Internationalisation of higher education for pluriversity: a decolonial reflection

by Sabelo J. Ndlovu-Gatsheni

Date
01 Apr 2021
Publisher
Journal of the British Academy
Digital Object Identifier
https://doi.org/10.5871/jba/009s1.077
Number of pages
22 (pp. 77-98)

Abstract: At the centre of the debates on internationalisation one can notice tensions between the agenda of completing the incomplete project of modernity, which dovetails into the current hegemonic neoliberal capitalist globalisation with its ‘global turn’ towards the creation of ‘global’ universities; and the resurgent and insurgent agenda of completing the incomplete project of decolonisation predicated on deracialisation, de-hierarchisation, decorporatisation, and depatriachisation of knowledge and education. This article contributes to the decolonisation of internationalisation of higher education at four main levels. In the first place, it underscores the primacy of knowledge in creating a reality known as ‘the international’ with Europe and North America at the centre. In the second, it makes a strong case for taking seriously the idea of the locus of enunciation of knowledge as a basis of critique of the hegemonic neoliberal globalisation’s notion of a global economy of knowledge that is decontextualised and ignores the resilient uneven division of intellectual and academic labour. In the third, it calls for intercultural translation, mosaic/convivial epistemology, and ecologies of knowledges as key to any successful decolonised internationalisation of higher education. In the fourth, it argues for the reconstruction of university into pluriversity informed by the practices of globalectics and the coexistence of particularities.

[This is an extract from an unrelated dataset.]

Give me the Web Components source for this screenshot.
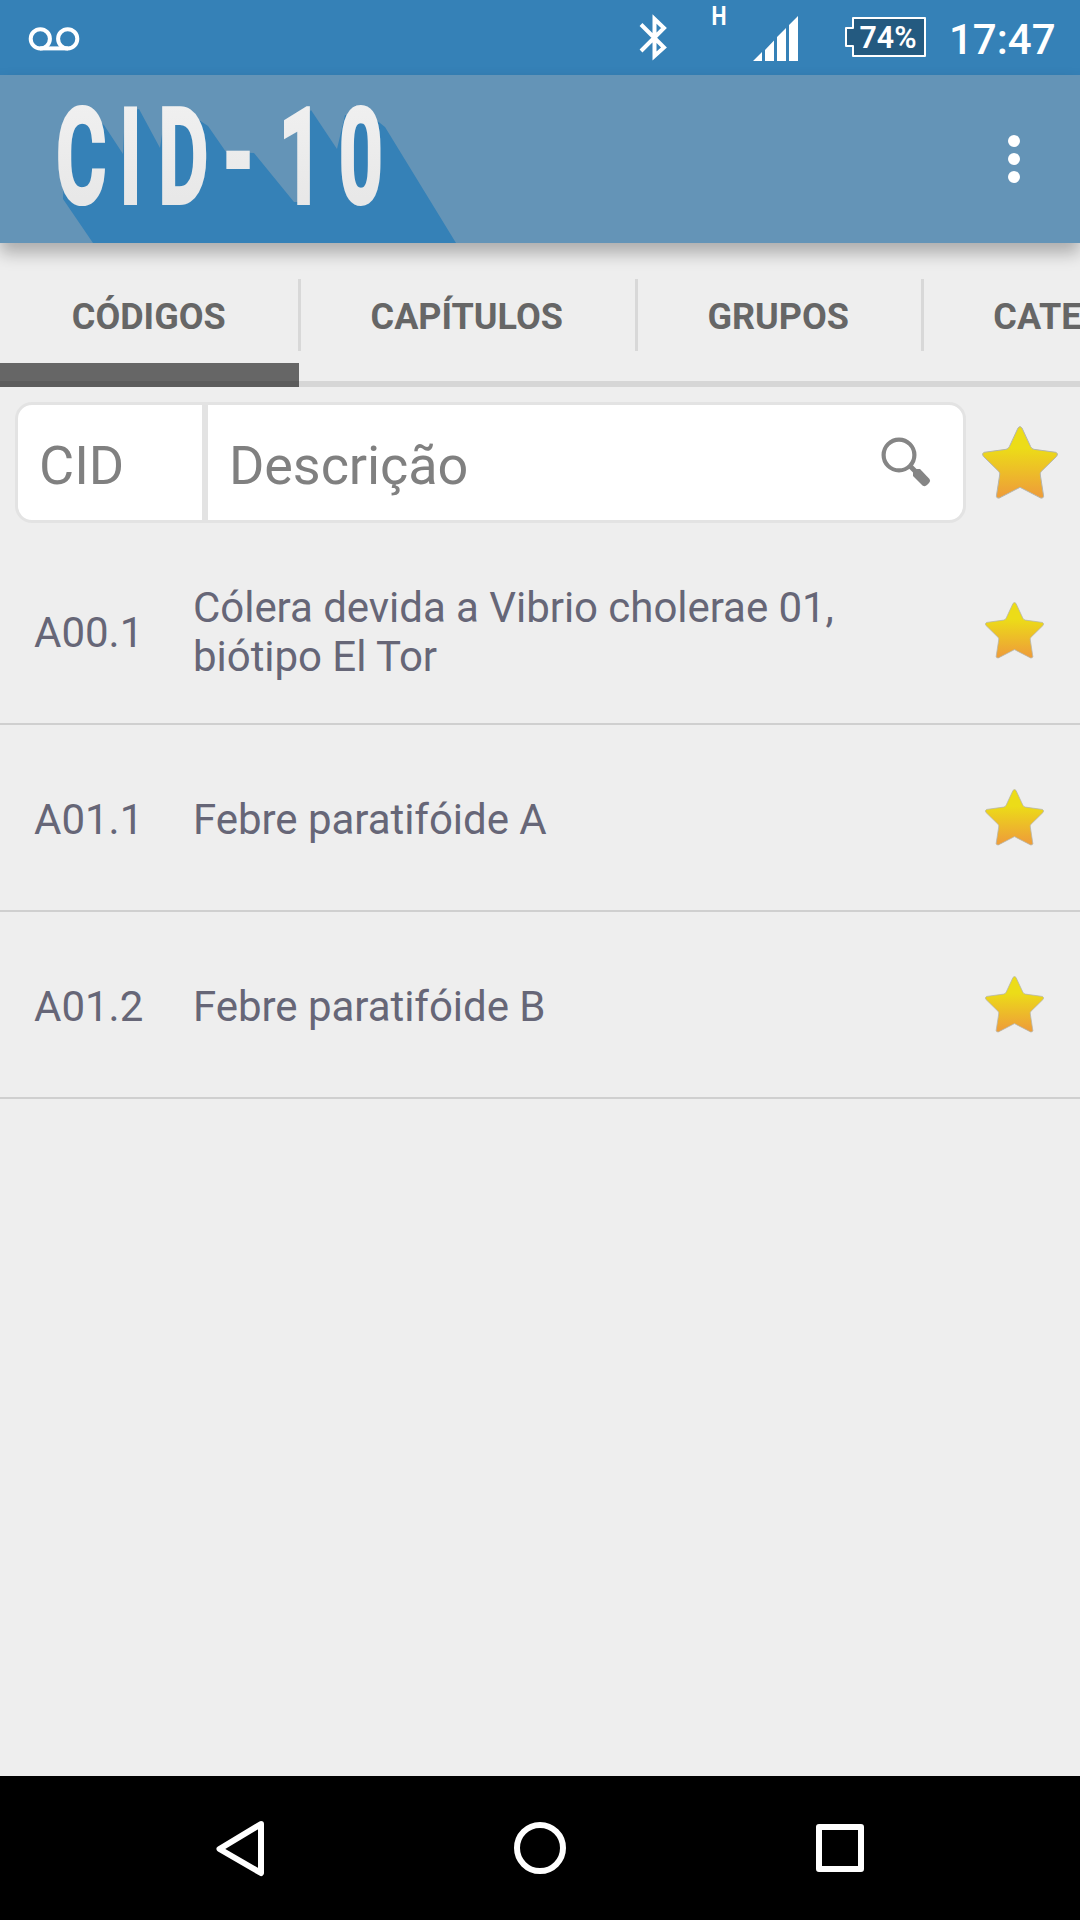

These four interventions constitute essential enablers in the cultivation of transnational knowledge that is of service to a world characterised by planetary human entanglements.

Keywords: Ecologies of knowledges, decolonisation, Eurocentrism, higher education, mosaic epistemology, pluriversality.

Article posted to Journal of the British Academy, volume 9, supplementary issue 1 (Repositioning of Africa in Knowledge Production: Shaking off Historical Stigmas).